#### [SUPPLIED INFORMATION]

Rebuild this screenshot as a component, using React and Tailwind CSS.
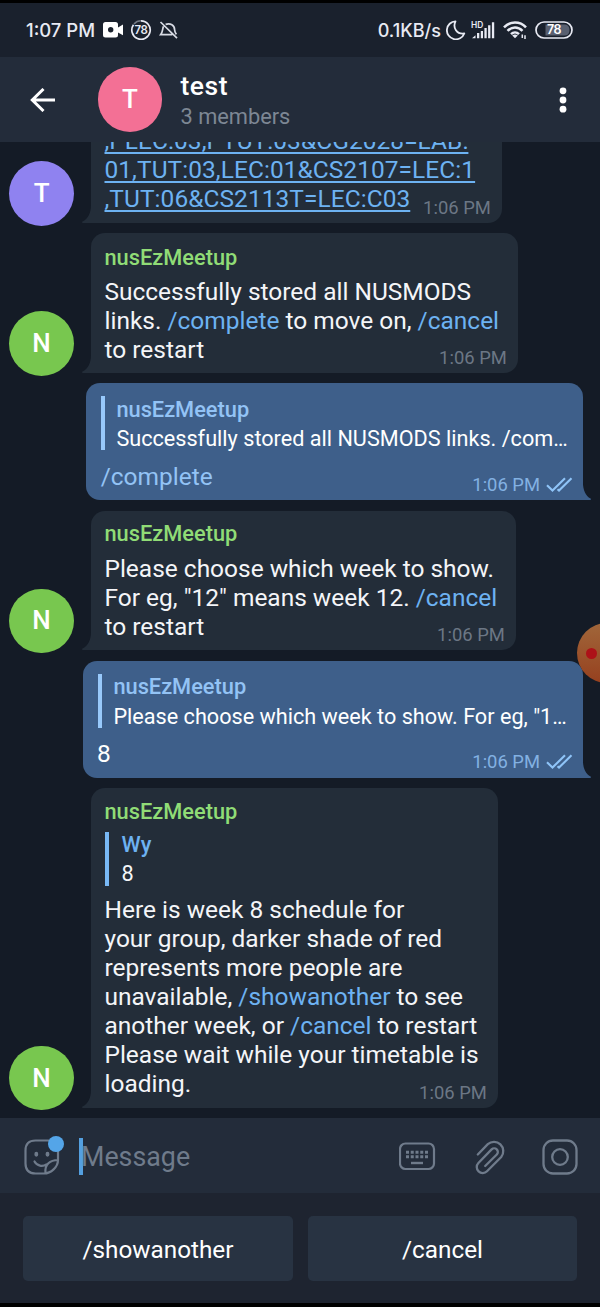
import React from "react";

const Cmd = ({ children }) => <span className="text-[#6db2f2]">{children}</span>;

function Avatar({ letter, color }) {
  return (
    <div className={`flex size-[64.5px] shrink-0 items-center justify-center rounded-full text-[26px] font-medium text-white ${color}`}>
      {letter}
    </div>
  );
}

function Time({ className }) {
  return <span className={`text-[18.4px] leading-[22px] whitespace-nowrap ${className}`}>1:06 PM</span>;
}

function Incoming({ letter, color, width, height, last, children }) {
  return (
    <div className="flex shrink-0 items-end pl-[9.3px]">
      <div className="-mb-[2.7px] flex">
        <Avatar letter={letter} color={color} />
      </div>
      <div className={`relative ml-[17px] flex flex-col justify-end rounded-[14px] rounded-bl-none bg-[#232d39] pr-[11px] pb-[9.4px] pl-[13.7px] ${width} ${height}`}>
        <svg className="absolute bottom-0 -left-[9px]" width="10" height="18" viewBox="0 0 10 18" fill="#232d39">
          <path d="M10 0H9C9 8 6 14 0.5 16.6C-.3 17.2 0 18 1 18H10Z" />
        </svg>
        {children}
        <div className="flex h-[29px] items-center justify-between">
          {last}
          <Time className="mt-[18px] text-[#6c7785]" />
        </div>
      </div>
    </div>
  );
}

function Outgoing({ width, quote, children }) {
  return (
    <div className="flex shrink-0 justify-end pr-[17px]">
      <div className={`relative flex h-[116.8px] flex-col rounded-[14px] rounded-br-none bg-[#3e5f8a] pt-[13px] pr-[10px] pl-[14.7px] ${width}`}>
        <svg className="absolute -right-[8px] bottom-0" width="9" height="18" viewBox="0 0 10 18" preserveAspectRatio="none" fill="#3e5f8a">
          <path d="M0 0H1C1 8 4 14 9.5 16.6C10.3 17.2 10 18 9 18H0Z" />
        </svg>
        <div className="flex h-[54px] flex-col border-l-4 border-[#98c9fb] pl-[11.7px]">
          <div className="mt-[0.6px] text-[21.8px] leading-[26px] font-medium text-[#93c3f5]">nusEzMeetup</div>
          <div className="mt-[3.4px] text-[21.65px] leading-[26px] whitespace-nowrap text-white">{quote}</div>
        </div>
        <div className="mt-[11.4px] flex h-[29px] items-center justify-between">
          {children}
          <div className="mt-[17px] flex items-center gap-[6px]">
            <Time className="text-[#83b1e2]" />
            <svg width="27" height="16" viewBox="0 0 27 16" fill="none" stroke="#8fc4f8" strokeWidth="2.1">
              <path d="M1 8.3L6.5 13.6L19 1.2M11.5 12.2L13 13.6L25.5 1.2" />
            </svg>
          </div>
        </div>
      </div>
    </div>
  );
}

const Sender = ({ className }) => (
  <div className={`text-[21.8px] leading-[26px] font-medium text-[#90dc76] ${className}`}>nusEzMeetup</div>
);

function StatusBar() {
  return (
    <div className="flex h-[54px] shrink-0 items-center bg-[#1a212d] pr-[27px] pl-[26px] font-['Inter',sans-serif] text-[18.5px] font-medium text-[#e8eaf3]">
      <span className="mt-[1px] w-[70px] whitespace-nowrap">1:07 PM</span>
      <svg className="ml-[7px]" width="21" height="16" viewBox="0 0 21 16" fill="#fff">
        <path fillRule="evenodd" d="M2.5 0H12.5Q15 0 15 2.5V5.5L20 2.6V13.2L15 10.4V13Q15 15.5 12.5 15.5H2.5Q0 15.5 0 13V2.5Q0 0 2.5 0ZM7.7 5A2.7 2.7 0 1 0 7.7 10.4A2.7 2.7 0 1 0 7.7 5Z" />
      </svg>
      <svg className="ml-[6px]" width="22" height="22" viewBox="0 0 22 22">
        <path d="M11 1.8A9.2 9.2 0 1 1 3.5 5.7" fill="none" stroke="#e8eaf3" strokeWidth="1.7" />
        <path d="M4 5A9.2 9.2 0 0 1 11 1.8" fill="none" stroke="#737985" strokeWidth="1.5" />
        <text x="11" y="15" textAnchor="middle" fontSize="11.5" fontWeight="600" letterSpacing="-0.5" fill="#e8eaf3">78</text>
      </svg>
      <svg className="ml-[7px]" width="20" height="19" viewBox="0 0 20 19" fill="none" stroke="#d8dbe4" strokeWidth="1.7">
        <path d="M1.5 1L18 17.2M4.5 5.4C3.3 8 4.1 10.5 1.6 13.7H13.4M6.6 3.4C11.5 1.6 15.5 4.6 15.6 8.7C15.7 10.6 16.3 12 17.4 13.4" />
      </svg>
      <span className="mt-[1px] ml-auto text-[18.1px] whitespace-nowrap">0.1KB/s</span>
      <svg className="ml-[5px]" width="20" height="20" viewBox="0 0 20 20" fill="none" stroke="#e8eaf3" strokeWidth="1.8" strokeLinejoin="round">
        <path d="M9.5 1.3C6.4 7.6 10.8 14.6 18.3 13.5A9 9 0 1 1 9.5 1.3Z" />
      </svg>
      <svg className="ml-[5px]" width="24" height="20" viewBox="0 0 24 20" fill="#e8eaf3">
        <text x="0" y="7.6" fontSize="8.4" fontWeight="600">HD</text>
        <path d="M1 18.2L4.5 15.2V18.2ZM6 13H8.3V18.2H6ZM9.8 11H12V18.2H9.8ZM13.4 8H15.7V18.2H13.4ZM17.1 5.2H19.4V18.2H17.1ZM20.9 2.2H23.2V18.2H20.9Z" />
      </svg>
      <svg className="ml-[8px]" width="24" height="20" viewBox="0 0 24 20" fill="none" stroke="#e8eaf3" strokeWidth="2.5">
        <path d="M1 7.3C7 .9 17 .9 23 7.3M4.5 10.8C9 6.3 15 6.3 19.5 10.8M8 14.1C10.3 11.9 13.7 11.9 16 14.1" />
        <path d="M9.2 15.4Q12 13.4 14.8 15.4L12 18.3Z" fill="#e8eaf3" stroke="none" />
        <path d="M19.3 14.5V18M22 15.2V19" strokeWidth="1.5" />
      </svg>
      <svg className="ml-[8px]" width="38" height="18" viewBox="0 0 38 18">
        <rect x="1" y="1" width="36" height="16" rx="8" fill="none" stroke="#e8eaf3" strokeWidth="1.7" />
        <path d="M10.5 3.5H30Q34.5 4 34.5 9T30 14.5H10.5Z" fill="#596070" />
        <text x="19" y="13.4" textAnchor="middle" fontSize="12.5" fontWeight="600" letterSpacing="-0.5" fill="#fff">78</text>
      </svg>
    </div>
  );
}

function Header() {
  return (
    <div className="flex h-[85px] shrink-0 items-center bg-[#232c3a] pr-[33px] pl-[30px]">
      <svg width="25" height="24" viewBox="0 0 25 24" fill="none" stroke="#fff" strokeWidth="3">
        <path d="M25 12H2.5M13.5 1L2.3 12L13.5 23" />
      </svg>
      <div className="ml-[42.7px] flex">
        <Avatar letter="T" color="bg-[#f37095]" />
      </div>
      <div className="mt-[3px] ml-[18.3px] flex flex-col">
        <span className="text-[26.5px] leading-[30px] font-medium tracking-[0.5px] text-white">test</span>
        <span className="mt-[1px] text-[21.8px] leading-[30px] text-[#7d8794]">3 members</span>
      </div>
      <svg className="ml-auto" width="8" height="26" viewBox="0 0 8 26" fill="#fff">
        <circle cx="4" cy="3.8" r="3.4" />
        <circle cx="4" cy="13" r="3.4" />
        <circle cx="4" cy="22.2" r="3.4" />
      </svg>
    </div>
  );
}

function Chat() {
  return (
    <div className="flex h-[976px] shrink-0 flex-col justify-end gap-[10.5px] overflow-hidden bg-[#141b26] pb-[10.3px] text-[24.48px] leading-[29px] text-[#f4f5f8]">
      <Incoming
        letter="T"
        color="bg-[#8f82f0]"
        width="w-[411px]"
        height="h-[110px]"
        last={<span className="tracking-[0.06px] whitespace-nowrap text-[#6db2f2] underline decoration-[1.5px] underline-offset-[3px]">,TUT:06&amp;CS2113T=LEC:C03</span>}
      >
        <div className="tracking-[0.06px] whitespace-nowrap text-[#6db2f2] underline decoration-[1.5px] underline-offset-[3px]">
          <div>,PLEC:03,PTUT:03&amp;CG2028=LAB:</div>
          <div>01,TUT:03,LEC:01&amp;CS2107=LEC:1</div>
        </div>
      </Incoming>

      <Incoming letter="N" color="bg-[#78c74f]" width="w-[427px]" height="h-[139.6px]" last={<span>to restart</span>}>
        <Sender className="mb-[6px]" />
        <div className="whitespace-nowrap">Successfully stored all NUSMODS</div>
        <div className="whitespace-nowrap">links. <Cmd>/complete</Cmd> to move on, <Cmd>/cancel</Cmd></div>
      </Incoming>

      <Outgoing width="w-[497px]" quote="Successfully stored all NUSMODS links. /com…">
        <span className="text-[#93c3f5]">/complete</span>
      </Outgoing>

      <Incoming letter="N" color="bg-[#78c74f]" width="w-[425px]" height="h-[139.6px]" last={<span>to restart</span>}>
        <Sender className="mb-[6.5px]" />
        <div className="whitespace-nowrap">Please choose which week to show.</div>
        <div className="whitespace-nowrap">For eg, "12" means week 12. <Cmd>/cancel</Cmd></div>
      </Incoming>

      <Outgoing width="w-[500px]" quote={'Please choose which week to show. For eg, "1…'}>
        <span className="-ml-[0.7px] text-white">8</span>
      </Outgoing>

      <Incoming letter="N" color="bg-[#78c74f]" width="w-[407px]" height="h-[319.6px]" last={<span>loading.</span>}>
        <Sender />
        <div className="mt-[7px] mb-[9.6px] ml-[1px] flex h-[54px] flex-col border-l-4 border-[#78b8f5] pl-[12px]">
          <div className="text-[21.8px] leading-[26px] font-medium text-[#6db2f2]">Wy</div>
          <div className="mt-[3px] text-[21.65px] leading-[26px]">8</div>
        </div>
        <div className="whitespace-nowrap">
          <div>Here is week 8 schedule for</div>
          <div>your group, darker shade of red</div>
          <div>represents more people are</div>
          <div>unavailable, <Cmd>/showanother</Cmd> to see</div>
          <div>another week, or <Cmd>/cancel</Cmd> to restart</div>
          <div>Please wait while your timetable is</div>
        </div>
      </Incoming>
    </div>
  );
}

function Composer() {
  return (
    <div className="flex h-[75px] shrink-0 items-center bg-[#232c3a] pt-[2px] pr-[22px] pl-[24px] text-[#6f7b8b]">
      <div className="relative flex">
        <svg width="36" height="36" viewBox="0 0 36 36" fill="none" stroke="currentColor" strokeWidth="2.2" strokeLinecap="round">
          <path d="M34 20V11Q34 1.5 24.5 1.5H11.5Q1.5 1.5 1.5 11.5V24.5Q1.5 34.5 11.5 34.5H20C27 34.5 34 28 34 21C26 21 20.5 25.5 21.5 34M10.5 22.5C13 27 18.5 28.2 22.5 25.3" />
          <ellipse cx="12.3" cy="15.2" rx="1.2" ry="1.7" fill="currentColor" strokeWidth="1.5" />
          <ellipse cx="23.5" cy="15.2" rx="1.2" ry="1.7" fill="currentColor" strokeWidth="1.5" />
        </svg>
        <span className="absolute -top-[3px] left-[23.5px] size-[16px] rounded-full bg-[#54a5e8]" />
      </div>
      <span className="ml-[19px] h-[37px] w-[3.5px] bg-[#54a0e0]" />
      <span className="-ml-[1.5px] text-[26.8px] leading-[32px]">Message</span>
      <svg className="ml-auto" width="37" height="29" viewBox="0 0 37 29" fill="none" stroke="currentColor" strokeWidth="2.2">
        <rect x="1" y="1.5" width="34" height="25.5" rx="5.5" />
        <path d="M7 10.2H29.5M7 14.8H29.5" strokeWidth="3" strokeDasharray="3 1.75" />
        <path d="M12 21H24" strokeWidth="2.4" />
      </svg>
      <svg className="ml-[39px]" width="32" height="36" viewBox="0 0 32 36" fill="none" stroke="currentColor" strokeWidth="2.3" strokeLinecap="round">
        <path d="M2.8 15.5L12.8 5.2A9.3 9.3 0 0 1 26.2 18L12 32.2A5.9 5.9 0 0 1 3.4 24L16.6 10.4A3.6 3.6 0 0 1 21.8 15.5L10.2 27" />
      </svg>
      <svg className="ml-[35px]" width="36" height="36" viewBox="0 0 36 36" fill="none" stroke="currentColor" strokeWidth="2.3">
        <rect x="1.5" y="1.5" width="33" height="33" rx="9.5" />
        <circle cx="18" cy="18" r="7.8" />
      </svg>
    </div>
  );
}

export default function App() {
  return (
    <div className="relative flex h-[1307px] w-[600px] flex-col overflow-hidden bg-black pt-[3px] font-['Roboto',sans-serif]">
      <StatusBar />
      <Header />
      <Chat />
      <Composer />
      <div className="flex h-[110px] shrink-0 gap-[15px] bg-[#1e2430] px-[23px] pt-[23px] text-[24.3px] text-white">
        <button className="h-[65px] w-[270px] rounded-[5px] bg-[#283342] pt-[3px]">/showanother</button>
        <button className="h-[65px] w-[269px] rounded-[5px] bg-[#283342] pt-[3px]">/cancel</button>
      </div>
      <div className="absolute top-[623px] left-[577px] flex size-[60px] items-center rounded-full bg-gradient-to-b from-[#a0663a] to-[#96401e] pl-[9px]">
        <span className="size-[11px] rounded-full bg-[#ad1218]" />
      </div>
    </div>
  );
}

#### [PROBLEM TO SOLVE]
Of the lines above, copy each that contains "React".

#### [COMPLETE OUTPUT]
Rebuild this screenshot as a component, using React and Tailwind CSS.
import React from "react";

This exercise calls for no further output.